Rachel wasn’t interested in the violin museum, and I wasn’t keen on the Leutasch Geisterklamm (Leutasch Spirit Gorge) walk that she wanted to do. Metal walkways anchored several hundred feet up the side of a mountain – not so keen, me. I’d done a chair lift the day before and feel I have appeased the deities of my acrophobia for this trip. So I left Rachel at the entrance to her walk and drove the four kilometres to Mittenwald where we planned to meet a few hours later. 
  The museum is on Ballenhausgasse – as far as I can figure, Ballenhaus is the local equivalent of a customs warehouse where trade goods are stored until duties are paid. This makes some sense as the Ballenhaus is about 80 metres down the lane (Gasse) with a plaque on the wall. Both the house in which the museum is located and the balllenhaus are about 300 years old. 

The museum takes up two floors. The upper floor displays are concerned with the actual instruments, their makers, and the various processes used to create them.

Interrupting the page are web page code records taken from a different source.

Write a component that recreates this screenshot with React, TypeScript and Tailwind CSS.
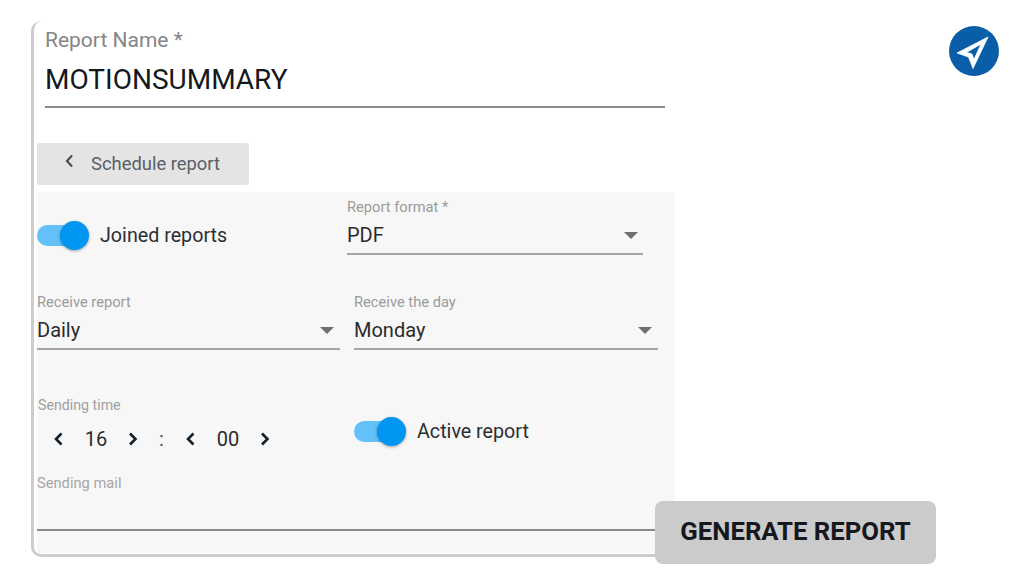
const font = "font-['Roboto',sans-serif]";

function Toggle() {
  return (
    <div className="relative h-[30px] w-[52px] shrink-0">
      <div className="absolute left-0 top-[4px] h-[21px] w-[46px] rounded-full bg-[#63c0f9]" />
      <div className="absolute left-[23px] top-0 h-[29px] w-[29px] rounded-full bg-[#0096f2] shadow-[0_1px_3px_rgba(0,0,0,0.35)]" />
    </div>
  );
}

function Select({ label, value, className, rowClass }: { label: string; value: string; className: string; rowClass: string }) {
  return (
    <div className={className}>
      <div className="text-[14.7px] leading-[17px] text-[#9b9b9b]">{label}</div>
      <div className={`flex h-[39px] items-center justify-between border-b-2 border-[#a6a6a6] ${rowClass}`}>
        <span className="text-[20px] leading-[24px] text-[#2b2b2b]">{value}</span>
        <span className="mt-[1px] h-0 w-0 border-x-[7px] border-t-[7px] border-x-transparent border-t-[#6f6f6f]" />
      </div>
    </div>
  );
}

function Chevron({ dir }: { dir: "left" | "right" }) {
  return (
    <svg width="12" height="16" viewBox="0 0 12 16" fill="none" stroke="#10202c" strokeWidth="2.6" className="shrink-0">
      <path d={dir === "left" ? "M9.5 2.5 4 8l5.5 5.5" : "M3 2.5 8.5 8 3 13.5"} />
    </svg>
  );
}

export default function App() {
  return (
    <div className={`${font} relative flex h-[576px] w-[1024px] items-start overflow-hidden bg-white`}>
      <div className="ml-[31px] mt-[21px] h-[536px] w-[644px] rounded-l-[10px] border-b-[3px] border-l-[3px] border-[#cdcdcd]">
        <div className="ml-[11px] mr-[10px] mt-[5px] border-b-2 border-[#8a8a8a] pb-[9px]">
          <div className="text-[21px] leading-[28px] text-[#868686]">Report Name *</div>
          <div className="mt-[9px] text-[28px] leading-[34px] text-[#15181c]">MOTIONSUMMARY</div>
        </div>
        <button className="ml-[3px] mt-[35px] flex h-[42px] w-[212px] items-center rounded-[2px] bg-[#e4e4e4] text-[#5a6068]">
          <svg width="12" height="16" viewBox="0 0 12 16" fill="none" stroke="#4a5058" strokeWidth="2.2" className="mb-[6px] ml-[26px]">
            <path d="M9 2.5 4 8l5 5.5" />
          </svg>
          <span className="ml-[16px] text-[18.4px] leading-[24px]">Schedule report</span>
        </button>
        <div className="ml-[3px] mt-[7px] h-[361px] bg-[#f7f7f7]">
          <div className="flex">
            <div className="flex w-[310px] items-center pt-[24px]">
              <Toggle />
              <span className="ml-[11px] text-[19.7px] leading-[24px] text-[#2b2f33]">Joined reports</span>
            </div>
            <Select label="Report format *" value="PDF" className="mt-[7px] w-[296px]" rowClass="pr-[5px]" />
          </div>
          <div className="mt-[39px] flex">
            <Select label="Receive report" value="Daily" className="w-[303px]" rowClass="pr-[6px]" />
            <Select label="Receive the day" value="Monday" className="ml-[14px] w-[304px]" rowClass="pr-[6px]" />
          </div>
          <div className="mt-[47px] flex">
            <div className="w-[317px]">
              <div className="pl-[1px] text-[14.2px] leading-[17px] text-[#a0a0a0]">Sending time</div>
              <div className="ml-[15px] mt-[13px] flex h-[24px] items-center text-[20px] text-[#2b2b2b]">
                <Chevron dir="left" />
                <span className="ml-[1px] w-[62px] text-center">16</span>
                <Chevron dir="right" />
                <span className="ml-[20px] w-[6px] text-[#555]">:</span>
                <span className="ml-[19px] flex items-center">
                  <Chevron dir="left" />
                  <span className="ml-[1px] w-[62px] text-center">00</span>
                  <Chevron dir="right" />
                </span>
              </div>
            </div>
            <div className="mt-[20px] flex h-[30px] items-center">
              <Toggle />
              <span className="ml-[11px] text-[19.7px] leading-[24px] text-[#2b2f33]">Active report</span>
            </div>
          </div>
          <div className="mt-[24px] text-[14.7px] leading-[17px] text-[#a6a6a6]">Sending mail</div>
          <div className="mt-[37px] h-[2px] w-[620px] bg-[#8a8a8a]" />
        </div>
      </div>
      <button className="absolute left-[655px] top-[501px] flex h-[63px] w-[281px] items-center justify-center rounded-[8px] bg-[#cbcbcb] pb-[4px] text-[25.7px] font-bold leading-[30px] text-[#15181c]">
        GENERATE REPORT
      </button>
      <div className="ml-[274px] mt-[26px] h-[50px] w-[50px] rounded-full bg-[#0a5ea8]">
        <svg width="50" height="50" viewBox="0 0 50 50" fill="#fff" fillRule="evenodd" stroke="#fff" strokeWidth="0.8" strokeLinejoin="round">
          <path d="M39 11 8 27l11.5 4L24 42.5ZM32 18 17.5 26.5l5.5 1.5 2 5.5Z" />
        </svg>
      </div>
    </div>
  );
}
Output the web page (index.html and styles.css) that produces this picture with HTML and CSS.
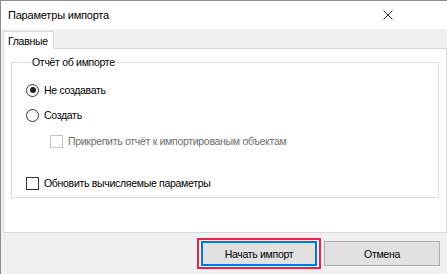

The ground floor’s are mostly concerned with the town’s and the museum’s history and are punctuated with banners containing text in German and in English. My interest in the entire experience took a dive with one particular text covering the history of museum. It was founded in 1930 and moved to its current location in 1960. Apropos of little, the display indicates that until 1938, Ballenhausgasse had been called Judengasse. Does that mean what I think it means? The word wasn’t translated on the English column of text. Yes. Jews Lane. 

Perhaps no explanation, beyond the year of the change, is really necessary. On the other hand, towns, villages, and cities all over this part of the world had thriving Jewish communities. And then they didn’t. The obliteration of the people in these places is a matter of established record. I don’t believe it’s been long enough to excuse with a mere, ‘Well, naming the street for the building just made more civic sense.’ The grafitti artists of Seefeld, 20 kilometres away know that fascism and its attendant horrors are a continuous threat.